# Efficient Phrase Matching

        If you need to match large terminology lists you can also use the PhraseMatcher and can create Doc objects instead of token patterns which is much more efficient. The Doc pattern can contain single or multiple tokens.

In [3]:
import spacy
from spacy.matcher import PhraseMatcher

In [4]:
nlp = spacy.load('en_core_web_sm')


In [15]:
doc = nlp(open('mytext.txt').read())

In [16]:
matcher = PhraseMatcher(nlp.vocab)

In [18]:
terms = ['BARAC OBAMA', 'ANGELA MERKEL', 'WASHINGTON D. C.']

In [19]:
pattern = [nlp.make_doc(text) for text in terms]
pattern

[BARAC OBAMA, ANGELA MERKEL, WASHINGTON D. C.]

In [20]:
matcher.add('term', None, *pattern)

In [21]:
doc

BERLIN — After Donald Trump was elected president on Nov. 8, 2016, his future German counterpart, Chancellor ANGELA MERKEL, offered him her “close cooperation,” at least if Trump respected common values such as “democracy, freedom, as well as respect for the rule of law and the dignity of each and every person, regardless of their origin, skin color, creed, gender, sexual orientation, or political views.”

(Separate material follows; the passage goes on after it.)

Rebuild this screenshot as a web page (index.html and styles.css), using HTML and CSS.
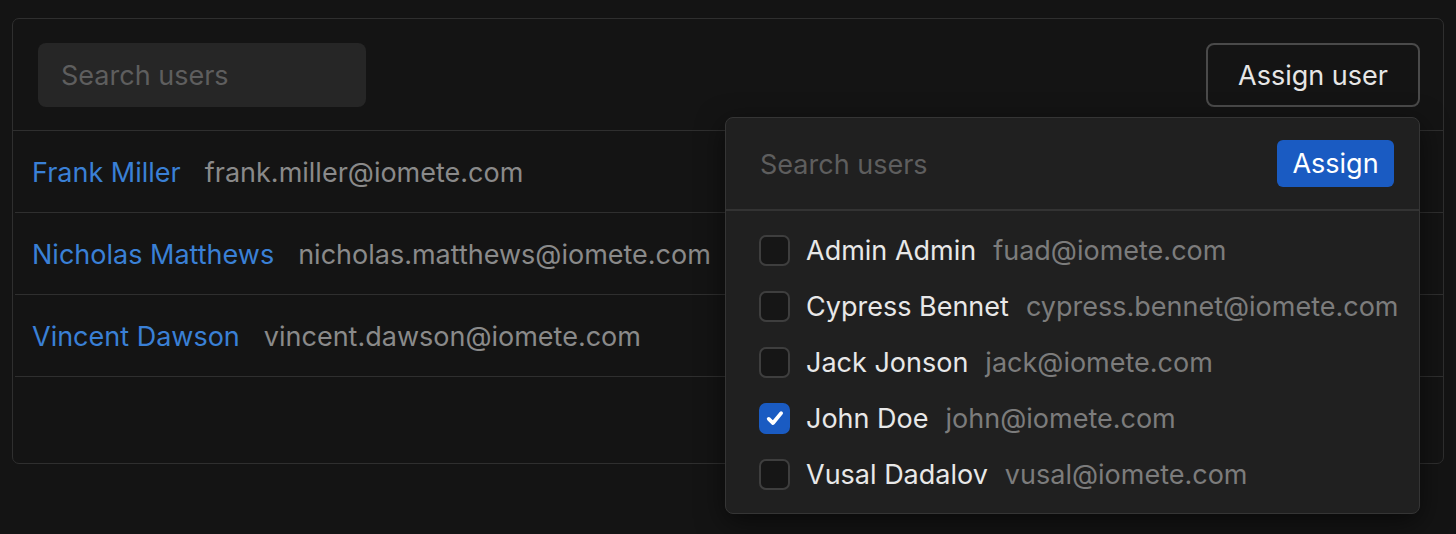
FILE: index.html
```html
<!DOCTYPE html>
<html>
<head>
<meta charset="utf-8">
<link rel="stylesheet" href="styles.css">
</head>
<body>
<div class="card">
  <div class="card-header">
    <div class="search">Search users</div>
    <button class="btn-outline">Assign user</button>
  </div>
  <div class="row"><span class="name">Frank Miller</span><span class="email">frank.miller@iomete.com</span></div>
  <div class="row"><span class="name">Nicholas Matthews</span><span class="email">nicholas.matthews@iomete.com</span></div>
  <div class="row"><span class="name">Vincent Dawson</span><span class="email">vincent.dawson@iomete.com</span></div>

  <div class="dropdown">
    <div class="dd-head">
      <span class="dd-search">Search users</span>
      <button class="btn-primary">Assign</button>
    </div>
    <div class="dd-list">
      <div class="item"><span class="cb"></span><span class="iname">Admin Admin</span><span class="imail">fuad@iomete.com</span></div>
      <div class="item"><span class="cb"></span><span class="iname">Cypress Bennet</span><span class="imail">cypress.bennet@iomete.com</span></div>
      <div class="item"><span class="cb"></span><span class="iname">Jack Jonson</span><span class="imail">jack@iomete.com</span></div>
      <div class="item"><span class="cb checked"><svg width="22" height="22" viewBox="0 0 20 20"><path d="M4.3 10.8 L8.2 14.6 L15.6 5.6" fill="none" stroke="#fff" stroke-width="3.4" stroke-linecap="round" stroke-linejoin="round"/></svg></span><span class="iname">John Doe</span><span class="imail">john@iomete.com</span></div>
      <div class="item"><span class="cb"></span><span class="iname">Vusal Dadalov</span><span class="imail">vusal@iomete.com</span></div>
    </div>
  </div>
</div>
</body>
</html>
```
FILE: styles.css
```css
* { box-sizing: border-box; }
html, body { margin: 0; padding: 0; }
body {
  background: #141414;
  font-family: Inter, "Noto Sans", sans-serif;
  font-size: 27px;
  color: #e6e6e6;
  padding: 18px 12px 0 12px;
  height: 534px;
  overflow: hidden;
}
.card {
  position: relative;
  border: 1px solid #2f2f2f;
  border-radius: 7px;
  height: 446px;
  background: #141414;
}
.card-header {
  display: flex;
  justify-content: space-between;
  align-items: center;
  padding: 24px 23px 23px 25px;
  border-bottom: 1px solid #2f2f2f;
}
.search {
  width: 328px;
  height: 64px;
  background: #262626;
  border-radius: 8px;
  padding-left: 23px;
  display: flex;
  align-items: center;
  color: #5e5e5e;
}
.btn-outline {
  font: inherit;
  height: 64px;
  width: 214px;
  background: #141414;
  color: #e6e6e6;
  border: 2px solid #4a4a4a;
  border-radius: 8px;
}
.row {
  height: 82px;
  border-bottom: 1px solid #2f2f2f;
  margin-left: 2px;
  display: flex;
  align-items: center;
  gap: 24px;
  padding-left: 17px;
  padding-top: 2px;
}
.name { color: #3a80d6; }
.email { color: #8a8a8a; }
.dropdown {
  position: absolute;
  left: 712px;
  top: 98px;
  width: 695px;
  height: 397px;
  background: #202020;
  border: 1px solid #353535;
  border-radius: 8px;
  box-shadow: 0 8px 28px rgba(0,0,0,0.55);
}
.dd-head {
  height: 93px;
  border-bottom: 2px solid #333;
  display: flex;
  align-items: center;
  justify-content: space-between;
  padding: 0 25px 0 34px;
}
.dd-search { color: #5e5e5e; padding-top: 2px; }
.btn-primary {
  font: inherit;
  color: #fff;
  background: #1a5bc2;
  border: none;
  border-radius: 6px;
  width: 117px;
  height: 47px;
  margin-top: -1px;
}
.dd-list {
  padding-top: 11px;
}
.item {
  height: 56px;
  display: flex;
  align-items: center;
  padding-left: 33px;
}
.cb {
  width: 31px;
  height: 31px;
  border: 2px solid #3e3e3e;
  border-radius: 7px;
  background: #161616;
  margin-right: 16px;
  display: flex;
  align-items: center;
  justify-content: center;
}
.cb.checked {
  background: #1a5bc2;
  border-color: #1a5bc2;
}
.iname { color: #e8e8e8; margin-right: 17px; }
.imail { color: #7c7c7c; }
```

It appeared to be pure coincidence that less than two weeks later, Merkel also announced that she would run for a fourth term, after thinking about it “for an eternity.”

In interviews at the time, her reasoning behind another run appeared to be mainly associated with the rise of populism in Germany. “Can I do something to facilitate cohesion in our polarized society? I think I can help to tone down the rhetoric: Instead of hating each other, we should debate like democrats.”

While Merkel was referring to populists in Germany, the underlying message may very well also have been dire

In [24]:
matches = matcher(doc)

In [28]:
for match_id, start, end in matches:
    span = doc[start:end]
    print('{:<20},{:<10},{:<10}'.format(span.text, start, end))

ANGELA MERKEL       ,20        ,22        
BARAC OBAMA         ,283       ,285       
WASHINGTON D. C.    ,287       ,290